Further great murmurings of Israel are chronicled. Then a rebellion of the princes and the people of such a nature occurred, that Jehovah was ready to consume them all in a moment. But in the sequel once more there arose, shining out from the very darkness of Israel's ways, a picture of the grace and the glory of the coming kingdom.
Let us note the ways of God at this time with backsliding Israel. Israel had scorned the priesthood of Jehovah. The princes had claimed honors equal with Aaron, and had perished in their contempt of the High Priest chosen of God. What, then, would Jehovah do? He stilled their murmurings and rebellion by bidding Moses take the rods of Israel—the emblems of tribal authority—and place them before Him in His sanctuary. He would make to cease from before Him the murmurings of Israel in reference to His chosen leaders. And He would do so by making the rod of priestly authority fruitful before Israel's eyes. The rod of Aaron, in company with the rods of the heads of the tribes, was laid up before the ark, and on the morrow it was brought forth with the others. They retained their lifelessness, but Aaron's rod bore "buds," "blossoms," and "almonds"; it was abundant in the energy and fruitfulness of life.
In this wonder we see once more the golden thread of the glory of the coming day. Over the dark background of man's rebellion, against God's Great High Priest, the grace of God is wrought. The sin of the rebellion related in Numbers is distinctly referred to prophetically by St. Jude as the climax of latter-day apostasy.
The religious sin of our times is particularly in relation to the priesthood of Christ. The priesthood of the day asserts for itself power and virtue which belong alone to God's High Priest in heaven. Yet while the princes of the religious world may exalt themselves against His authority, none of them is capable of truly blessing his fellow men. Their authority is like the lifeless rods of the chiefs of Israel. But the rod of Christ's priestly authority is full of blessing. In His priesthood flowers and fruit are simultaneously put forth. He saves to the uttermost, He intercedes for His people, He brings them home to God. And in the end grace shall triumph over man's murmurings and over man's rejection of the Christ of God, and our High Priest shall come forth in power to reign in all the fullness of His excellence and glory. For where sin abounded, grace did much more abound. The kingdom shall be introduced by virtue of the intercession of our Great High Priest.
The Book of Deuteronomy reiterates the words of Jehovah, and lays down principles which should govern Israel when possessing their own promised land. After what had been recorded of Israel in the wilderness, it is not surprising that laws and statutes should be earnestly pressed upon the people to induce their obedience.
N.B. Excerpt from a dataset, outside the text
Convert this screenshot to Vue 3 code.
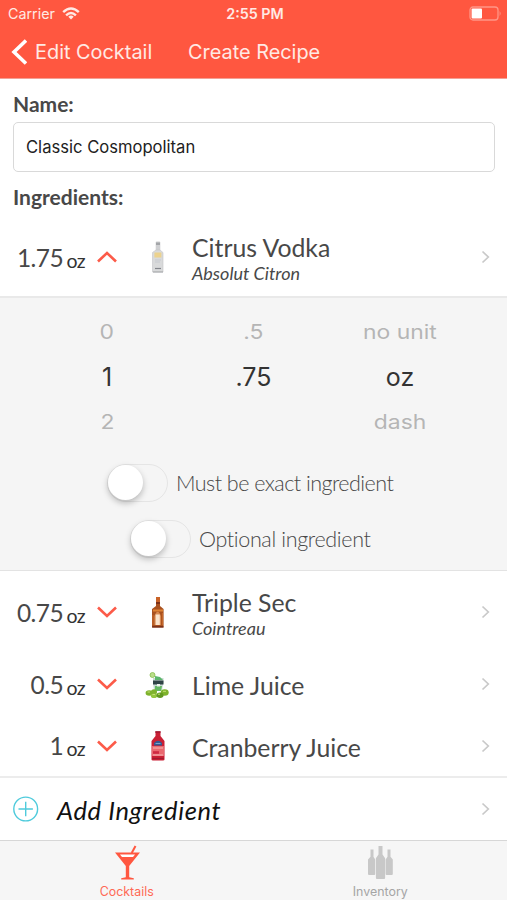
<script setup>
const first = { amount: '1.75', name: 'Citrus Vodka', brand: 'Absolut Citron', art: 'vodka', open: true, size: 'first' }
const rest = [
  { amount: '0.75', name: 'Triple Sec', brand: 'Cointreau', art: 'orange', size: 'tall' },
  { amount: '0.5', name: 'Lime Juice', art: 'lime', size: 'short' },
  { amount: '1', name: 'Cranberry Juice', art: 'cranberry', size: 'last' },
]
const groups = [[first], rest]
const wheels = [
  ['0', '1', '2'],
  ['.5', '.75', ''],
  ['no unit', 'oz', 'dash'],
]
const toggles = ['Must be exact ingredient', 'Optional ingredient']
</script>

<template>
  <div class="phone">
    <header class="top">
      <div class="status">
        <div class="carrier">
          <span class="carrier-name">Carrier</span>
          <svg width="18" height="13" viewBox="0 0 18 13" fill="none" stroke="#ffe9e4" stroke-width="2.4">
            <path d="M1.2 5.2Q9-2.2 16.8 5.2M4.1 8.3Q9 3.7 13.9 8.3" />
            <path d="M9 12.4L6.3 9.7Q9 7.4 11.7 9.7Z" fill="#ffe9e4" stroke="none" />
          </svg>
        </div>
        <span class="time">2:55 PM</span>
        <svg class="battery" width="33" height="15" viewBox="0 0 33 15">
          <rect x="1" y="1" width="28" height="13" rx="3" fill="none" stroke="#ff9686" stroke-width="1.3" />
          <rect x="2.6" y="2.6" width="10.4" height="9.8" rx="1" fill="#fff" />
          <path d="M30.6 5Q32.6 7.5 30.6 10Z" fill="#ff9686" />
        </svg>
      </div>
      <nav class="nav">
        <svg width="17" height="28" viewBox="0 0 17 28" fill="none" stroke="#fff" stroke-width="3.6">
          <path d="M16 2.5L4 14L16 25.5" />
        </svg>
        <span class="back">Edit Cocktail</span>
        <span class="title">Create Recipe</span>
      </nav>
    </header>

    <section class="form">
      <div class="label">Name:</div>
      <div class="input"><span>Classic Cosmopolitan</span></div>
      <div class="label second">Ingredients:</div>
    </section>

    <template v-for="(group, g) in groups" :key="g">
      <div v-for="item in group" :key="item.name" class="row" :class="item.size">
        <div class="amount">{{ item.amount }}<span class="unit">oz</span></div>
        <svg class="toggle-arrow" width="22" height="14" viewBox="0 0 22 14" fill="none" stroke="#fc5b49" stroke-width="2.6">
          <path :d="item.open ? 'M2 11.5L11 3L20 11.5' : 'M2 2.5L11 11L20 2.5'" />
        </svg>
        <div class="art">
          <svg v-if="item.art === 'vodka'" width="14" height="34" viewBox="0 0 14 34">
            <rect x="4.7" y="1.5" width="4.6" height="10" rx="1" fill="#cfd0d2" />
            <rect x="5" y="2.5" width="4" height="2.5" fill="#a3a5a8" />
            <path d="M5 10h4l3 2.5V32H1.5V12.5Z" fill="#d9dadb" stroke="#c4c5c7" stroke-width=".6" />
            <rect x="3.4" y="12.5" width="7" height="5" fill="#ecd28e" />
            <path d="M4 20h6M4 22h5" stroke="#c7cad0" />
            <path d="M4 28.5h6" stroke="#83868c" stroke-width="1.2" />
            <path d="M2 32h10" stroke="#a2a4a7" />
          </svg>
          <svg v-else-if="item.art === 'orange'" width="14" height="34" viewBox="0 0 14 34">
            <path d="M5 2h4v9l3.6 3V32.5H1V14l4-3Z" fill="#a9511f" />
            <path d="M5 2h4v5H5Z" fill="#c96328" />
            <path d="M5 8h4M1.2 31.9h11.2" stroke="#6d2617" stroke-width="1.3" />
            <path d="M2 15.5h10" stroke="#df8434" stroke-width="2" />
            <path d="M3.4 30V21Q6.7 12.5 10 21V30Z" fill="#d98b52" />
            <rect x="4.6" y="19.5" width="4.2" height="10.5" fill="#fae3cb" />
            <path d="M2 20v10M11.4 18v12" stroke="#cb6d2d" />
          </svg>
          <svg v-else-if="item.art === 'lime'" class="lime" width="24" height="28" viewBox="0 0 24 28">
            <circle cx="7.5" cy="4" r="2.5" fill="#b9dd8a" stroke="#86be4b" stroke-width=".8" />
            <path d="M8 7h10.5v4l-1.5 8H9L8 12Z" fill="#c8d9d4" />
            <path d="M8 9.5h10.5v4H8Z" fill="#304346" />
            <path d="M10 5l5 1 3 3h-8Z" fill="#5cb66b" />
            <path d="M10 15h7l-1 5h-6Z" fill="#65b965" />
            <path d="M12 13h3v2.5h-3Z" fill="#edf4ee" />
            <g fill="#7eb22c">
              <ellipse cx="4.2" cy="22" rx="3.6" ry="2.8" />
              <ellipse cx="9" cy="21" rx="3" ry="2.8" />
              <ellipse cx="19.7" cy="21.5" rx="4" ry="3.3" />
              <ellipse cx="9" cy="24.7" rx="3.2" ry="2.3" fill="#93c53d" />
              <ellipse cx="15" cy="24.3" rx="3.5" ry="2.7" fill="#629821" />
            </g>
            <path d="M2.5 21h2.4M7.5 23.5h2.5M13 23.2h2M18 20.3h3" stroke="#c4df72" />
          </svg>
          <svg v-else width="16" height="32" viewBox="0 0 16 32">
            <path d="M5.5 1.5h5V6l4 5v18.5q0 1-1.5 1H3q-1.5 0-1.5-1V11l4-5Z" fill="#c91f34" />
            <path d="M5.3 2h5.3" stroke="#9f1932" stroke-width="1.6" />
            <path d="M4 13Q8 8.5 12 13v2.5H4Z" fill="#345992" />
            <path d="M5.5 13.5h5" stroke="#7da0c8" />
            <rect x="2" y="16" width="12" height="10" fill="#ea686f" />
            <path d="M3 18h10" stroke="#f29a9a" stroke-width="1.6" />
            <path d="M3 22.5h6" stroke="#cf2941" stroke-width="2.6" />
            <path d="M3 25h10" stroke="#f4b8b9" />
            <path d="M2.2 28.5h11.6" stroke="#a01b30" stroke-width="1.2" />
          </svg>
        </div>
        <div class="text">
          <div class="name">{{ item.name }}</div>
          <div v-if="item.brand" class="brand">{{ item.brand }}</div>
        </div>
        <svg class="chevron" width="9" height="14" viewBox="0 0 9 14"><path d="M1.5 1.5L7.3 7L1.5 12.5" /></svg>
      </div>

      <section v-if="g === 0" class="panel">
        <div class="wheels">
          <div v-for="(wheel, w) in wheels" :key="w" class="wheel">
            <div v-for="(value, v) in wheel" :key="v" :class="v === 1 ? 'picked' : 'faded'"><span>{{ value }}</span></div>
          </div>
        </div>
        <div v-for="(toggle, t) in toggles" :key="toggle" class="option" :class="'option-' + t">
          <span class="switch"><span class="knob"></span></span>
          <span class="option-text">{{ toggle }}</span>
        </div>
      </section>
    </template>

    <div class="add">
      <svg width="26" height="26" viewBox="0 0 26 26" fill="none" stroke="#4fcbdc" stroke-width="1.4">
        <circle cx="12.7" cy="13" r="11.9" />
        <path d="M12.7 5.8v14.4M5.5 13h14.4" />
      </svg>
      <span class="add-text">Add Ingredient</span>
      <svg class="chevron" width="9" height="14" viewBox="0 0 9 14"><path d="M1.5 1.5L7.3 7L1.5 12.5" /></svg>
    </div>

    <footer class="tabs">
      <div class="tab active">
        <svg width="26" height="36" viewBox="0 0 26 36" fill="none" stroke="#ff5740">
          <path d="M1 7.4h25L15.2 21v11.2l4.6 1V34.4H7.2v-1.2l4.6-1V21Z" fill="#ff5740" stroke="none" />
          <path d="M6 9.4h15l-2 2.7H8Z" fill="#fff" stroke="none" />
          <path d="M17.7 8L21.5 1" stroke-width="2" />
        </svg>
        <span class="tab-text">Cocktails</span>
      </div>
      <div class="tab">
        <svg width="26" height="36" viewBox="0 0 26 36" fill="#c8c8c8">
          <path d="M3.5 4.5h3v7.3l1.7 2.7V29q0 1-1 1H2q-1 0-1-1V14.5L3.5 11.8ZM20.5 4.5h3v7.3l2.3 2.7V29q0 1-1 1h-5.2q-1 0-1-1V14.5L20.5 11.8Z" />
          <path d="M11.5 1h4v8.5l2.6 3.8V33q0 1-1 1H9.9q-1 0-1-1V13.3L11.5 9.5Z" />
        </svg>
        <span class="tab-text">Inventory</span>
      </div>
    </footer>
  </div>
</template>

<style>
body { margin: 0; background: #fff; }
</style>

<style scoped>
* { box-sizing: border-box; }
svg { display: block; flex: none; }
span { white-space: nowrap; }
.phone { width: 507px; height: 900px; display: flex; flex-direction: column; background: #fff; color: #484848; font-family: Lato, sans-serif; overflow: hidden; }
.top { height: 79px; flex: none; background: #ff5740; border-bottom: 1px solid #f3a095; color: #ffe9e4; font-family: Inter, sans-serif; }
.status { height: 27px; display: grid; grid-template-columns: 1fr auto 1fr; align-items: center; padding: 0 5px 0 8px; }
.carrier { display: flex; align-items: center; gap: 7px; font-size: 14.3px; }
.time { font-size: 14.3px; font-weight: 600; }
.battery { justify-self: end; }
.nav { height: 50px; display: flex; align-items: center; padding-left: 10px; font-size: 19.9px; }
.back { margin-left: 8px; width: 153px; }
.form { height: 139px; flex: none; padding: 12px 12px 0 13px; }
.label { height: 26px; line-height: 26px; font-size: 21px; font-weight: 700; }
.input { height: 50px; margin-top: 5px; display: flex; align-items: center; border: 1px solid #d9d9d9; border-radius: 5px; padding-left: 12px; color: #222; font: 16.6px Inter, sans-serif; }
.label.second { margin-top: 12px; }
.row { flex: none; display: flex; align-items: center; padding-right: 17px; }
.first { height: 78px; }
.tall { height: 82px; }
.short { height: 62px; }
.last { height: 61px; }
.amount { width: 85px; display: flex; justify-content: flex-end; align-items: baseline; font-size: 24.5px; letter-spacing: -.6px; line-height: 30px; padding-top: 3px; }
.unit { margin-left: 3.5px; font-size: 19.5px; color: #333; transform: translateY(1px); }
.toggle-arrow { margin-left: 11px; }
.art { width: 40px; margin-left: 20px; display: flex; justify-content: center; }
.lime { margin-right: 3px; margin-top: 2px; }
.text { flex: 1; margin-left: 14px; padding-top: 3px; }
.name { font-size: 24.8px; line-height: 29px; }
.brand { font-size: 18px; line-height: 22px; font-style: italic; }
.chevron { fill: none; stroke: #c9c9c9; stroke-width: 1.7; }
.panel { height: 275px; flex: none; background: #f5f5f5; border-top: 2px solid #e9e9e9; border-bottom: 1px solid #e3e3e3; display: flex; flex-direction: column; }
.wheels { height: 157px; display: grid; grid-template-columns: repeat(3, 146.5px); justify-content: center; padding-top: 12px; font-family: Inter, sans-serif; }
.wheel { text-align: center; }
.faded, .picked { height: 45px; line-height: 45px; }
.faded { font-size: 21px; color: #b5b5b5; }
.faded span { display: inline-block; transform: translateY(-1px) scale(1.09, .95); }
.picked { font-size: 25px; color: #333; }
.option { height: 56px; display: flex; align-items: center; font-size: 21.5px; font-weight: 300; letter-spacing: -.53px; }
.option-0 { padding-left: 107px; }
.option-1 { padding-left: 130px; letter-spacing: -.35px; }
.switch { width: 61px; height: 38px; border: 1.5px solid #e5e5e5; border-radius: 19px; padding: 1px; }
.knob { display: block; width: 35px; height: 35px; margin-left: -1px; margin-top: -1px; border-radius: 50%; background: #fff; box-shadow: 0 3px 6px rgba(0, 0, 0, .25); }
.option-text { margin-left: 8px; }
.add { height: 64px; flex: none; display: flex; align-items: center; border-top: 2px solid #ececec; padding: 0 17px 0 13px; color: #111; }
.add-text { flex: 1; margin-left: 18px; padding-top: 2px; font-size: 25.5px; letter-spacing: .6px; font-style: italic; }
.tabs { flex: 1; display: grid; grid-template-columns: 1fr 1fr; background: #f6f6f6; border-top: 1px solid #d7d7d7; font-family: Inter, sans-serif; }
.tab { display: flex; flex-direction: column; align-items: center; padding-top: 4px; font-size: 12.4px; color: #a5a5a5; }
.tab.active { color: #ff6955; }
.tab-text { margin-top: 3px; line-height: 15px; }
</style>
The Book of Deuteronomy closes with a song and a blessing. Let us linger for a moment over the song. There is a moral fitness in the fact that Moses, the Man of God, who introduced Israel into the wilderness, and their journey to the promised land, with a song, should, as they were about to enter that land, and as he took his leave of them, do so with a song! In his second song he joined Joshua with himself in its recital to the people of Israel. But how vastly different was his first song of unbroken victory, from his last of chastened reliance on God. Forty years in the wilderness, spent as to the greater part by Israel in sin and failure, necessarily altered the, great composer's thoughts about the people, and it could not be otherwise. And he taught them his last song in order that they should set their hearts to its words, and thus by its means prolong their years in the promised land. And this spirit is necessary for all who have experienced a little of themselves; a chastened spirit, or a sense of our sins and follies, should fill us with greater thoughts of divine grace. The song recites the sorrowful ways of Israel, their idolatries and perverseness, and looks forward on to the end, when, in the coming day, at length, Israel shall learn itself. But it does far more; the song rejoices in Jehovah, in His judgment and His fruitfulness, and calls to mind His first purposes when, in separating the sons of Adam, He fixed the boundaries of the nations of the earth according to the number of the children of Israel. Here, indeed, the absolute certainty of the coming kingdom shines forth. It shall be; for it is the purpose of God. Egypt had seemed to overmaster the divine purpose in Israel's slavery, but Jehovah had triumphed gloriously over Egypt; now worse enemies than Egypt had seemed to gain the victory—even the unbelief, and rebellion, and perverseness of the chosen people—but Jehovah would yet prevail —Israel should be blessed. The kingdom should surely come. The nations should rejoice, and the sins of Israel should be forgiven.
After Moses's song came his blessing. As we regard it in its broad aspect as relating to Israel at large, and the realization of the kingdom, we especially rest upon the well-known words: “There is none like unto the God of Jeshurun. The eternal God is thy refuge, and underneath are the everlasting arms... Who is like unto thee, O people saved by Jehovah?"
In the glory and the character of God lie the sure foundation of all our blessings. We may, like Israel, by our ways forfeit everything; but in God is our trust—in Him we hope. He will give us grace and glory—underneath are the everlasting arms. And thus shall it be in the coming day for this earth. Man has forfeited all blessing by his sins and rebellion; but the Lord has promised, and according to His own great name, He will bless. He will establish His sure word through the burnt offering and the incense-through the sacrifice and the intercession of Christ.